Bei Abholung des Eintrittstickets eine halbe Stunde vor Veranstaltungsbeginn teilt der Kassierer mit, dass die Nummerierung der Plätze keine Gültigkeit mehr besitze, und streicht die Zahlen auf dem Abschnitt durch. Die Veranstaltung sei vom großen Saal in das kleinere Sternfoyer verlegt worden. Der große Saal ist leer, das Sternfoyer mit etwa 80 Plastikstühlen gefüllt.

Das Podium diskutiert die Frage, wie notwendig, legitim und tabuisiert politische Gewalt hierzulande ist. Der erste Zwischenruf aus dem Publikum lautet „Bild“, der zweite „Hetzer“.

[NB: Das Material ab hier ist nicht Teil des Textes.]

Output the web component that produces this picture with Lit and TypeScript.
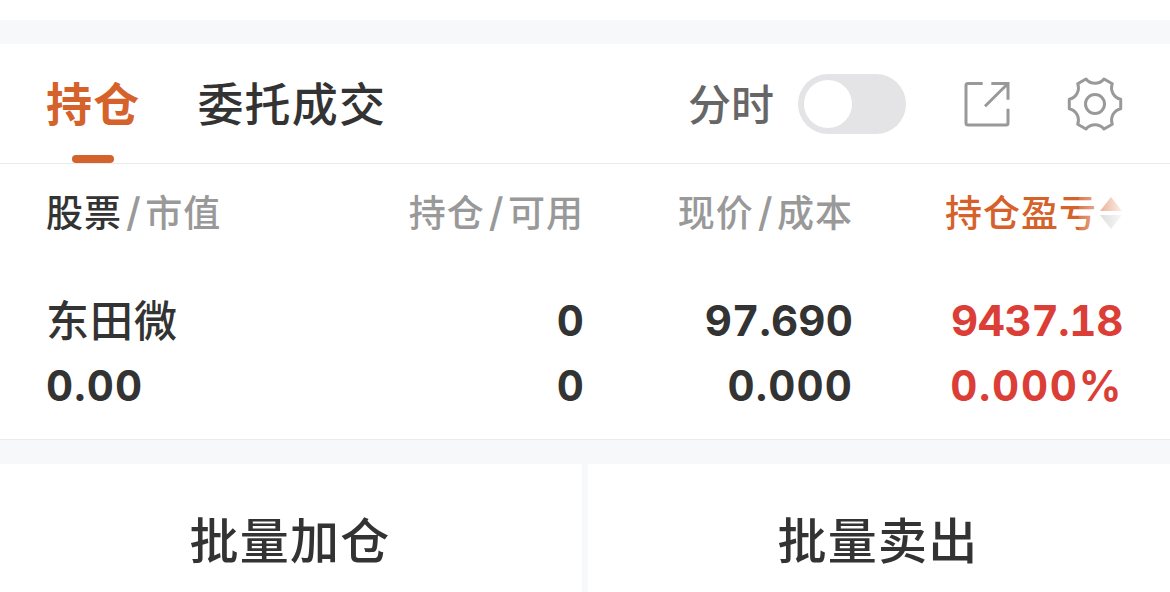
import { LitElement, css, html } from 'lit';
import { customElement, state } from 'lit/decorators.js';

interface Holding {
  name: string;
  value: string;
  position: string;
  available: string;
  price: string;
  cost: string;
  profit: string;
  rate: string;
}

@customElement('app-root')
export class AppRoot extends LitElement {
  static styles = css`
    :host {
      display: block;
      height: 592px;
      overflow: hidden;
      box-sizing: border-box;
      padding-top: 20px;
      background: #fff;
      color: #333;
      font-family: Inter, 'Noto Sans CJK SC', sans-serif;
    }

    * {
      box-sizing: border-box;
    }

    .band {
      height: 24px;
      background: #f7f8fa;
    }

    .tabs {
      display: flex;
      align-items: center;
      height: 120px;
      padding: 0 46px;
      border-bottom: 1px solid #ebebeb;
    }

    .tab {
      display: flex;
      flex-direction: column;
      align-items: center;
      height: 119px;
      margin-right: 57px;
      padding-top: 26px;
      font-size: 46px;
      font-weight: 500;
      line-height: 68px;
      letter-spacing: 1.2px;
      white-space: nowrap;
    }

    .tab.active {
      color: #d5622b;
      font-weight: 700;
    }

    .tab.active::after {
      content: '';
      width: 42px;
      height: 8px;
      margin-top: 17px;
      border-radius: 4px;
      background: #d5622b;
    }

    .tools {
      display: flex;
      align-items: center;
      margin-left: auto;
    }

    .label {
      margin-right: 24px;
      padding-top: 2px;
      color: #666;
      font-size: 43px;
      font-weight: 500;
      line-height: 64px;
    }

    .switch {
      display: flex;
      align-items: center;
      width: 108px;
      height: 60px;
      padding: 0 6px;
      border: 0;
      border-radius: 30px;
      background: #e4e4e6;
    }

    .switch.on {
      justify-content: flex-end;
      background: #d5622b;
    }

    .knob {
      width: 48px;
      height: 48px;
      border-radius: 50%;
      background: #fff;
    }

    svg {
      display: block;
      fill: none;
      stroke: #999;
      stroke-width: 3;
    }

    .share {
      margin-left: 56px;
    }

    .gear {
      margin-left: 54px;
    }

    .row {
      display: grid;
      grid-template-columns: 270px 268px 269px 270px;
      padding: 0 46px;
      text-align: right;
      white-space: nowrap;
    }

    .row > :first-child {
      text-align: left;
    }

    .head {
      height: 100px;
      padding-top: 22px;
      color: #999;
      font-size: 37px;
      font-weight: 500;
      line-height: 55px;
      letter-spacing: 1px;
    }

    .slash {
      margin: 0 3.5px 0 4px;
      font-size: 40px;
      line-height: 1;
    }

    .head b {
      color: #333;
      font-weight: 500;
    }

    .sorted {
      position: relative;
      display: flex;
      align-items: center;
      justify-content: flex-end;
      gap: 2px;
      height: 55px;
      color: #d5622b;
    }

    .sort {
      margin-top: -2px;
      stroke: none;
    }

    .sorted::after {
      content: '';
      position: absolute;
      top: 0;
      right: -2px;
      width: 46px;
      height: 55px;
      background: linear-gradient(90deg, rgba(255, 255, 255, 0.15), rgba(255, 255, 255, 0.95));
    }

    .body {
      height: 176px;
      padding-top: 24px;
      border-bottom: 1px solid #ebebeb;
      font-size: 42px;
      font-weight: 750;
      font-variant-numeric: tabular-nums;
      line-height: 65px;
      letter-spacing: 0.2px;
    }

    .body .name {
      height: 65px;
      padding-top: 1px;
      font-size: 43px;
      font-weight: 500;
      letter-spacing: 1px;
    }

    .sub {
      letter-spacing: 1.1px;
    }

    .up {
      color: #db3e36;
      letter-spacing: -0.3px;
    }

    .up .sub {
      letter-spacing: 1.7px;
    }

    .actions {
      display: grid;
      grid-template-columns: 1fr 1fr;
      gap: 6px;
      height: 128px;
      background: #f7f8fa;
    }

    .action {
      padding: 28px 2px 0 0;
      border: 0;
      background: #fff;
      color: inherit;
      font: 500 49px/1.5 Inter, 'Noto Sans CJK SC', sans-serif;
      letter-spacing: 1.2px;
    }
  `;

  @state() private realtime = false;

  private holdings: Holding[] = [
    {
      name: '东田微',
      value: '0.00',
      position: '0',
      available: '0',
      price: '97.690',
      cost: '0.000',
      profit: '9437.18',
      rate: '0.000%'
    }
  ];

  private toggle() {
    this.realtime = !this.realtime;
  }

  private renderTabs() {
    return html`
      <nav class="tabs">
        <div class="tab active">持仓</div>
        <div class="tab">委托成交</div>
        <div class="tools">
          <span class="label">分时</span>
          <button class="switch ${this.realtime ? 'on' : ''}" @click=${this.toggle}>
            <span class="knob"></span>
          </button>
          <svg class="share" width="50" height="50" viewBox="0 0 50 50">
            <path d="M20.7 4.500H6Q4 4.500 4 6.500V44Q4 46 6 46H44Q46 46 46 44V29.800" />
            <path d="M29.300 4.500H46V20.800M46 4.500L23 27.200" />
          </svg>
          <svg class="gear" width="58" height="58" viewBox="-29 -29 58 58">
            <path
              stroke-linejoin="round"
              d="M-9-25A11.600 11.600 0 0 0 9-25L17.300-20.200A11.600 11.600 0 0 0 25.700-4.800V4.800A11.600 11.600 0 0 0 17.300 20.200L9 25A11.600 11.600 0 0 0-9 25L-17.300 20.200A11.600 11.600 0 0 0-25.700 4.800V-4.800A11.600 11.600 0 0 0-17.300-20.200Z"
            />
            <circle r="9.500" />
          </svg>
        </div>
      </nav>
    `;
  }

  private renderHead() {
    return html`
      <div class="row head">
        <div><b>股票</b><span class="slash">/</span>市值</div>
        <div>持仓<span class="slash">/</span>可用</div>
        <div>现价<span class="slash">/</span>成本</div>
        <div class="sorted">
          持仓盈亏
          <svg class="sort" width="24" height="34" viewBox="0 0 24 34">
            <path fill="#d5622b" d="M12 1L23 15H1Z" />
            <path fill="#bbb" d="M1 19H23L12 33Z" />
          </svg>
        </div>
      </div>
    `;
  }

  render() {
    return html`
      <div class="band"></div>
      ${this.renderTabs()} ${this.renderHead()}
      ${this.holdings.map(
        (h) => html`
          <div class="row body">
            <div>
              <div class="name">${h.name}</div>
              <div class="sub">${h.value}</div>
            </div>
            <div>
              <div>${h.position}</div>
              <div>${h.available}</div>
            </div>
            <div>
              <div>${h.price}</div>
              <div class="sub">${h.cost}</div>
            </div>
            <div class="up">
              <div>${h.profit}</div>
              <div class="sub">${h.rate}</div>
            </div>
          </div>
        `
      )}
      <div class="band"></div>
      <div class="actions">
        <button class="action">批量加仓</button>
        <button class="action">批量卖出</button>
      </div>
    `;
  }
}
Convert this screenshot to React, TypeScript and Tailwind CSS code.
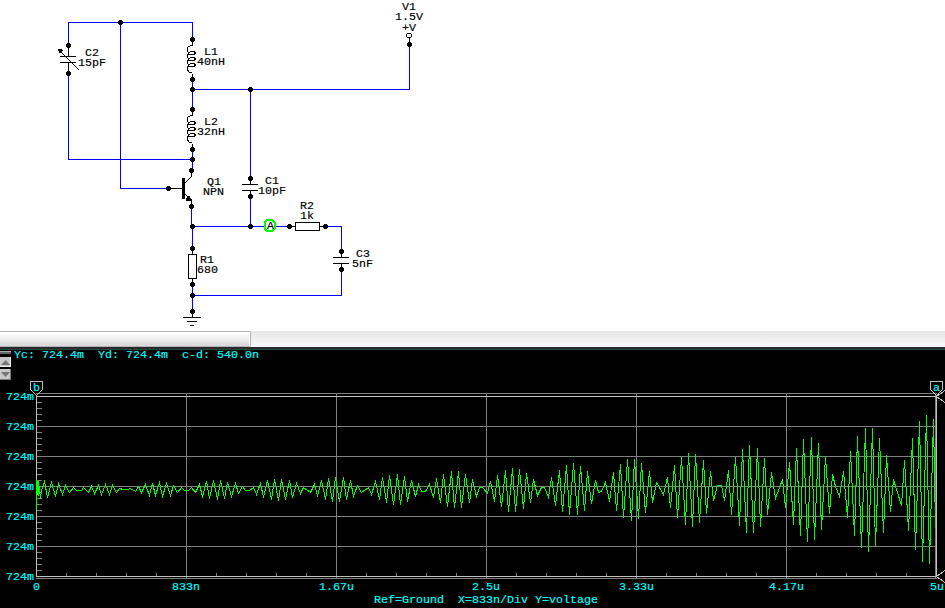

Der erste Redner aus dem Publikum beklagt, dass man Prominenten nicht zu nahekommen könne, denn der Bodyguard würde einem dann „eins auf die zwölfe“ geben. Die erste Rednerin stört die „überintellektuelle Politikdebatte“, die nächste wundert sich über Meldungen aus Fukushima, die neben Meldungen aus dem Fußball stünden, und fordert die Medien auf, einen „gewalttätigeren Ton“ anzuschlagen. Anschließend stellt ein Zuhörer fest, die 68er hätten mit „endogenen“ Problemen zu kämpfen gehabt, die heutige Bewegung stehe vor viel abstrakteren Fragen. Ein weiterer erläutert, ein Anschlag auf Oberleitungen treffe auch Zuginsassen. Der letzte Redner, der sich als politisch Aktiver vorstellt, rät Augstein, weniger intellektuell zu schreiben, um mehr Leute zu erreichen. Augstein antwortet: „Ich bin Ihrer Meinung. Man will ja gelesen und verstanden werden.“ „Sabotage“ ist im Übrigen das dritte Buch des Autors. Das zweite heißt „Die Tage des Gärtners“, das erste „Sieben Schüsse in Glienicke“.